Pocos hombres han soportado tanta responsabilidad como Shackleton en ese trance. Si bien sabía que su situación era desesperada, en ese momento no podría haber imaginado los esfuerzos físicos y emocionales a que se verían sometidos, los rigores que tendrían que afrontar, los sufrimientos que padecerían.

De hecho, se encontraban solos en los helados mares antárticos. Había transcurrido casi un año desde su último contacto con la civilización. Nadie sabía que tenían problemas, y mucho menos dónde estaban. No contaban con ningún aparato transmisor de radio con el que avisar a los posibles salvadores y, aunque hubiesen podido mandar un SOS, es dudoso que hubiesen llegado hasta ellos. Corría el año 1915 y no había ni helicópteros, ni vehículos para la nieve como los weasels y los snowcats, ni aviones aptos para esta tarea.

Así pues, su aprieto era de una simplicidad desnuda y aterradora. Sólo contaban con ellos mismos para salvarse.

Shackleton estimaba que la plataforma de hielo que empezaba en la península de Palmer, la tierra más cercana entre las conocidas, se hallaba a 182 millas al oeste-suroeste; pero la tierra propiamente dicha, carente de seres humanos y animales, estaba a 210 millas de distancia, y no proporcionaba ninguna posibilidad de rescate.

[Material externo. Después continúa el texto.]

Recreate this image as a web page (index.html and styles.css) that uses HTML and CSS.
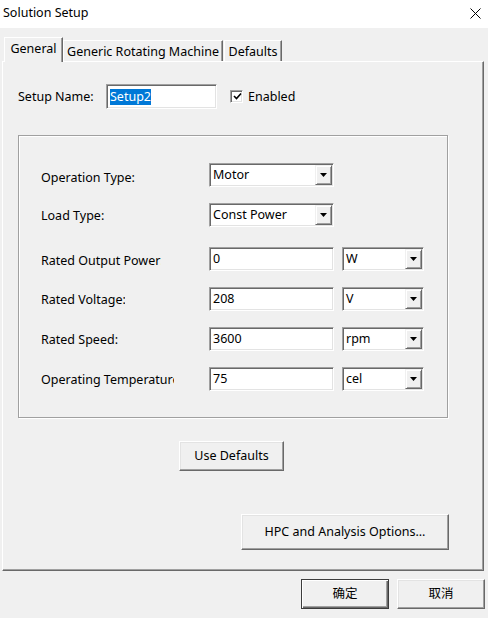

El lugar conocido más próximo donde podrían encontrar como mínimo comida y refugio, era la minúscula isla Paulet, de dos kilómetros de diámetro, que se encontraba a 346 millas al noroeste, al otro lado de la banquisa en constante movimiento. En 1903, doce años antes, la tripulación de un barco sueco había pasado allí el invierno cuando el mar de Weddell aplastó su nave, el Antarctic. El barco que los rescató depositó provisiones en la isla para uso de futuros náufragos. Por ironías del destino, era el propio Shackleton a quien habían encargado comprar esas provisiones, y ahora, una docena de años más tarde, era él quien las necesitaba.